#### [WHAT YOU SHOULD DO]
In the listing below, locate the lines that hold the string "Output". Copy those lines.

.....

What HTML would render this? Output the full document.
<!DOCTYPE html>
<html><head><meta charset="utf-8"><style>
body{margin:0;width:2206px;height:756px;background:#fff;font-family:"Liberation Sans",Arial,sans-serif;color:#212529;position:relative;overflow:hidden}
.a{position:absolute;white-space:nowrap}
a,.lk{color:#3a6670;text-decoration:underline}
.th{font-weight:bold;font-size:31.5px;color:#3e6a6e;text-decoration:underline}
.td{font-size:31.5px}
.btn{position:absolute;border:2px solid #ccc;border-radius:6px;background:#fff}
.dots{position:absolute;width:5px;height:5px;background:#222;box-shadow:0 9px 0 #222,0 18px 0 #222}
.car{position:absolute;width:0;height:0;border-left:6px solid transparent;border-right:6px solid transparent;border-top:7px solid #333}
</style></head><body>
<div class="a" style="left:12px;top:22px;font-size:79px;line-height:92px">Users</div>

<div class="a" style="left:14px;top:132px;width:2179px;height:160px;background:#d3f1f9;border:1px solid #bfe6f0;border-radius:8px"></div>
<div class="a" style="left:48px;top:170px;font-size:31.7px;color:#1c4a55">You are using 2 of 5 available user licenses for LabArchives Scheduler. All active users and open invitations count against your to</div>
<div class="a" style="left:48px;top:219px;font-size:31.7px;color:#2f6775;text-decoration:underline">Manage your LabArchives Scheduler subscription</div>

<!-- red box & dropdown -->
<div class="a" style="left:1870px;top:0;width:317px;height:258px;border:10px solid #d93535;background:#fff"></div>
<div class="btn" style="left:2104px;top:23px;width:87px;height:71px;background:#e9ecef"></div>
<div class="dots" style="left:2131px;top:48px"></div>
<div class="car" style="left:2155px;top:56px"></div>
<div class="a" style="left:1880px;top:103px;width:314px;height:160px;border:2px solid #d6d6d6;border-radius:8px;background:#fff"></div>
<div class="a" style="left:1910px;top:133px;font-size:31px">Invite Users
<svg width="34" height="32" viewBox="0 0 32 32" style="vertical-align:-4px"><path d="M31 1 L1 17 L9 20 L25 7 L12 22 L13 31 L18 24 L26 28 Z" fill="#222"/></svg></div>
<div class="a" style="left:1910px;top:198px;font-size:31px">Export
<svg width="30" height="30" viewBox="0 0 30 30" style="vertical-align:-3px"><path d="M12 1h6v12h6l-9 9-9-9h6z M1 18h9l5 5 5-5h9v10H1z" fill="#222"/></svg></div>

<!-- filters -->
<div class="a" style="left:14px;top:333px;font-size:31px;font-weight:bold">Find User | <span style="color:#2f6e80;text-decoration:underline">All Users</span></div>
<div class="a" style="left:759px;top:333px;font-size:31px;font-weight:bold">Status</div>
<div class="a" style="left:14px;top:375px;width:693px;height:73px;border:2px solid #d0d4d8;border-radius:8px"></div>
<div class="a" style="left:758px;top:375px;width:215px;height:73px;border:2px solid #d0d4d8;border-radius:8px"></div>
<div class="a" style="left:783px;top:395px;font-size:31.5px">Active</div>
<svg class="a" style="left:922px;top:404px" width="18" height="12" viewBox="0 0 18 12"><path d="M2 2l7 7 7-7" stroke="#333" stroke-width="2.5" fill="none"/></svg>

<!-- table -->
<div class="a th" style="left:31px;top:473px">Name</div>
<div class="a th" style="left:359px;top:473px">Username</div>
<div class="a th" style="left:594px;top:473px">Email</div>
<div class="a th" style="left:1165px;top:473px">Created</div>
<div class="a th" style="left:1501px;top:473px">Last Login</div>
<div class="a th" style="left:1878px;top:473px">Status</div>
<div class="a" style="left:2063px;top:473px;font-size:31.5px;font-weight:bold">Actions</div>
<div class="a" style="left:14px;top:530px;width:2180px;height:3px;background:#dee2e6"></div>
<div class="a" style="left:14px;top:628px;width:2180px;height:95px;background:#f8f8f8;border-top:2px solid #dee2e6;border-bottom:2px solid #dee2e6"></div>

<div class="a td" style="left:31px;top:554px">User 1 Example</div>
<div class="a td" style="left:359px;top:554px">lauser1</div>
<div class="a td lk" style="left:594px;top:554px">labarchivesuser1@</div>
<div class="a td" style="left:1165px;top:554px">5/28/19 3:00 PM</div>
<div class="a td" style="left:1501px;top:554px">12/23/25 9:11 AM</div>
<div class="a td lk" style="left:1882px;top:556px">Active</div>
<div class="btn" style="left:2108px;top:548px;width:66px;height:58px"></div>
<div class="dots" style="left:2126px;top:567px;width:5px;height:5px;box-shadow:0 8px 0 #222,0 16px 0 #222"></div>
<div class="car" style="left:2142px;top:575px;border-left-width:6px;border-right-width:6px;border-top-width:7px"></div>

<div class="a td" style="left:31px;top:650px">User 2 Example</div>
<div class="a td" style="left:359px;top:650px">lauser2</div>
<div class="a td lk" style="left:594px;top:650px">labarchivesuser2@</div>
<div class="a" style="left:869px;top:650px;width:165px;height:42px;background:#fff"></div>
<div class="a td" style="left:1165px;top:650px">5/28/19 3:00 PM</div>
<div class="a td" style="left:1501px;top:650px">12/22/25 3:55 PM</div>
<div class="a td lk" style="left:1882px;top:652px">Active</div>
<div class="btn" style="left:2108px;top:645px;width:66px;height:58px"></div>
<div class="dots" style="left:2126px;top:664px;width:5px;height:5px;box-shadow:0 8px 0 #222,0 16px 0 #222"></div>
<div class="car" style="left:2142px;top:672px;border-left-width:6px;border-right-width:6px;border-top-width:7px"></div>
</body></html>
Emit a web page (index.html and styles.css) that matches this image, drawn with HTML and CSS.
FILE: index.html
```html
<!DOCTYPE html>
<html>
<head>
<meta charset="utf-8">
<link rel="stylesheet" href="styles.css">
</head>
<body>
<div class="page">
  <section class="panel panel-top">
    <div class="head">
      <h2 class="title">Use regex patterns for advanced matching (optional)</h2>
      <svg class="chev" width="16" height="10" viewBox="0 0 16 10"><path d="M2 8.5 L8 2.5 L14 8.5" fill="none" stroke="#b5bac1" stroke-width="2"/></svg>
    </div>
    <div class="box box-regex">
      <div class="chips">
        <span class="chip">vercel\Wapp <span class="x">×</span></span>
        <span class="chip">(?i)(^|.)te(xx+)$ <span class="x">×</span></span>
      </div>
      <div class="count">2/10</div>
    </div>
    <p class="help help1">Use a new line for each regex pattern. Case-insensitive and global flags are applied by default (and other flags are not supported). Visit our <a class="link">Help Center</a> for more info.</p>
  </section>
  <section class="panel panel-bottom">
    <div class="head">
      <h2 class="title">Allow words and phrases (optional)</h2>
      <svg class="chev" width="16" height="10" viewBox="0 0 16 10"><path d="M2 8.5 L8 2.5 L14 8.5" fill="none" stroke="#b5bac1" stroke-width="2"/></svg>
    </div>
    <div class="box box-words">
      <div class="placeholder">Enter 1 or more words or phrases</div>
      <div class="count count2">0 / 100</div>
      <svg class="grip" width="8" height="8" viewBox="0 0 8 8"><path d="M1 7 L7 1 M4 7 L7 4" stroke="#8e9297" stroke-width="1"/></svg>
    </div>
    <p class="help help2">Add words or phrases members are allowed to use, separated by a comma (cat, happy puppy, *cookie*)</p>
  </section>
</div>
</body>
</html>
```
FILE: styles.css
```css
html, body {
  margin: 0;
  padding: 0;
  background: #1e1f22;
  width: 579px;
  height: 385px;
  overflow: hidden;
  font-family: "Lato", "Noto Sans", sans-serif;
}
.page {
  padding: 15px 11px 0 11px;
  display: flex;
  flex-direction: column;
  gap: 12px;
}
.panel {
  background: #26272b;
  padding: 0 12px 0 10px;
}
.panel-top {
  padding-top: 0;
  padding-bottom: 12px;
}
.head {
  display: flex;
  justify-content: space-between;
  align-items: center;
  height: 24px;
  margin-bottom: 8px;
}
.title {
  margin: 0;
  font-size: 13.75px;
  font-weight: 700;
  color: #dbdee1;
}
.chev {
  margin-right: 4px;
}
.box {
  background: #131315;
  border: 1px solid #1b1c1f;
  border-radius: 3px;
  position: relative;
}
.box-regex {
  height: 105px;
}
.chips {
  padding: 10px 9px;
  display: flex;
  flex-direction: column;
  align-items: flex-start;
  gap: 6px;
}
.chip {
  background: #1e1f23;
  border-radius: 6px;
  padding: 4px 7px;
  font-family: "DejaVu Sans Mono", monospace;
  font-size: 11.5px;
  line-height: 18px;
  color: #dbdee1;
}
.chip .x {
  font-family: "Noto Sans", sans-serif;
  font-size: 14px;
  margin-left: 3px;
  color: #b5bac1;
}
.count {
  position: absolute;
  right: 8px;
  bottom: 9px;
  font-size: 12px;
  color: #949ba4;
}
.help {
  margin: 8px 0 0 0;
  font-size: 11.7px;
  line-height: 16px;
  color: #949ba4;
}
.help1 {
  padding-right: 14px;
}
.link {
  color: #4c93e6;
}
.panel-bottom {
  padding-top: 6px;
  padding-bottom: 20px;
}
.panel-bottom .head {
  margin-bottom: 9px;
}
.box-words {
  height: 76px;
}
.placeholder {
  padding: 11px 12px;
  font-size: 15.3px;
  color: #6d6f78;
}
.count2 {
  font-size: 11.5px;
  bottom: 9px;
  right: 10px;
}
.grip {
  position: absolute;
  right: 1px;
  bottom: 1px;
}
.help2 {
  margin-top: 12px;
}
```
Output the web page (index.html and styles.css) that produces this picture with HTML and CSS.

.....

#### [REPLY TO THE TASK]
What HTML would render this? Output the full document.
Output the web page (index.html and styles.css) that produces this picture with HTML and CSS.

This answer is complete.